Macpherson, in turn, referred Kyd’s proposal to the company board of directors. The plan was approved on July 31, 1787, and Kyd was made an honorary superintendent of the Indian Botanic Garden. By 1790, Kyd had 4,000 plants in the garden, mainly obtained from East India Company’s voyages. The company’s court of directors supported Kyd’s ambitions to establish cinnamon, tobacco, dates, Chinese tea, and coffee in the garden due to its economic benefits.
Memorial to Robert Kyd at Indian Botanic Garden
When the botanist Joseph Dalton Hooker visited in 1848, he noted that it (Calcutta Botanical Garden) had “contributed more useful and ornamental tropical plants to the public and private gardens of the world than any other establishment before or since”. Dalton further noted: “Amongst its greatest triumphs may be considered the introduction of the tea-plant from China ... the establishment of the tea-trade in the Himalaya and Assam is almost entirely the work of the superintendents of the gardens of Calcutta and Seharunpore (Saharanpur).”
Kyd was so in love with the labours of his love that he made a request in his will to be buried on the grounds of his beloved Botanic Garden without any religious ceremony. This, however, could not be complied with and after his death in 1793, Kyd was buried at the South Park Street Cemetery. Kyd’s successor as superintendent, William Roxburgh named a genus in the family Malvaceae as Kydia – in honour of Robert Kyd, A beautiful urn of Kyd was also placed as a memorial in the Indian Botanic Garden that he founded.
But Robert Kyd wasn’t the only member of his clan who enriched Calcutta and Bengal with their works. His first cousin, one removed was Lieutenant-General Alexander Kyd, who had a stellar career in the East India Company army and later in his life, held the vital post of surveyor-general of Bengal Presidency. Alexander Kyd had a keen interest in music and had managed to collect five precious stringed instruments – three Stradavarius, one Guarneri and an Amati. The last one will certainly interest fans of Satyajit Ray’s sleuth, Feluda, since an Amati instrument played an important role in one the detective novels. Alexander Kyd passed away in 1826. He had two sons, James and Robert. While the latter followed his father into the army, the former had a different interest.
The Hon’ble East India Company’s ship ‘Castle Huntley’

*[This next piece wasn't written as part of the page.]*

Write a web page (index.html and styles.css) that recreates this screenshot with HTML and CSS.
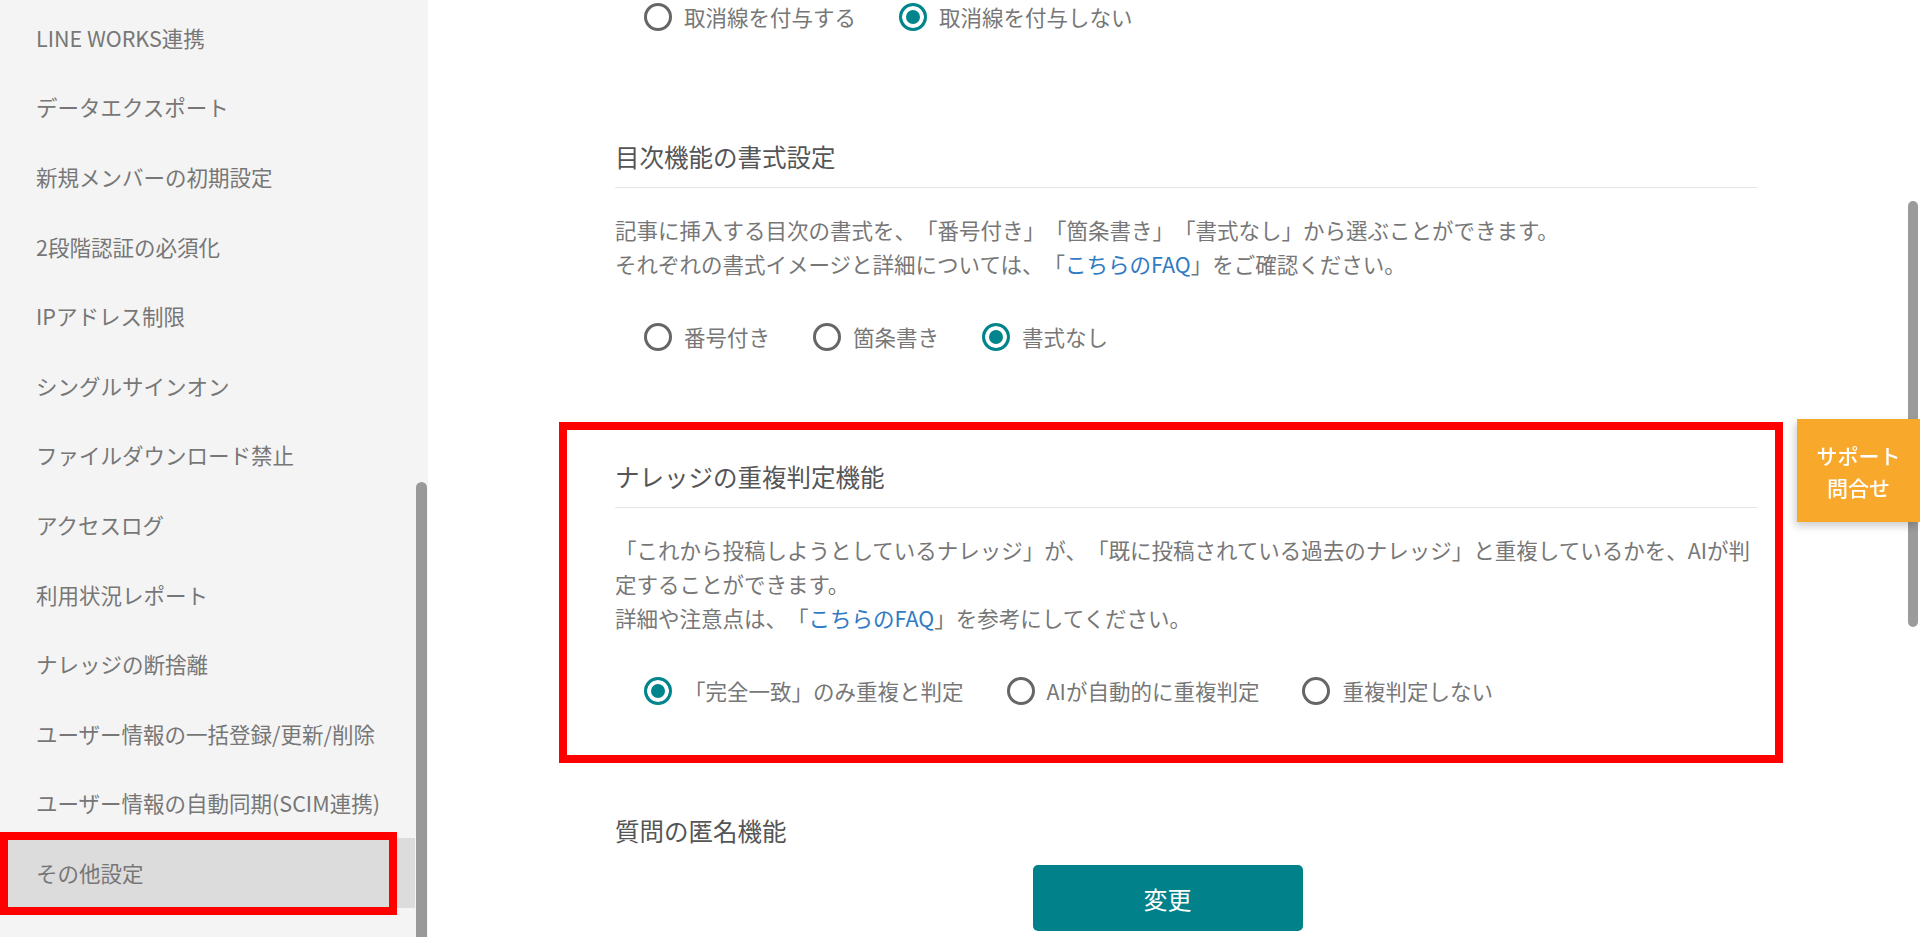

James Kyd was born in 1786 in India and later travelled back home to learn the art of shipbuilding. In 1800, James Kyd returned to Calcutta and started work as apprentice to famous shipbuilder A. Wadell. Kyd eventually succeeded Wadell as master shipbuilder of East India Company in Calcutta. Over a career spanning more than three decades, James Kyd built a large number of ships, steamers and yachts for the East India Company as well as other buyers. Among his most impressive creations were the 1,276-tonne East Indiaman Castle Huntly and the 1279-tonne General Kyd – christened after his father. It is believed that the neighbourhood of Kidderpore may have got its name from James Kyd – in honour of Kyd building the lock gates that connected the port to the Hooghly river.
That is the not the only touch of Kyd left in the city. A road off Jawaharlal Nehru Road just before the Indian Museum is named Kyd Street – after one of the Kyd family members. And above all, there is sprawling botanical garden that continues to be an oasis of green and carry the legacy of the Kyds of Kolkata.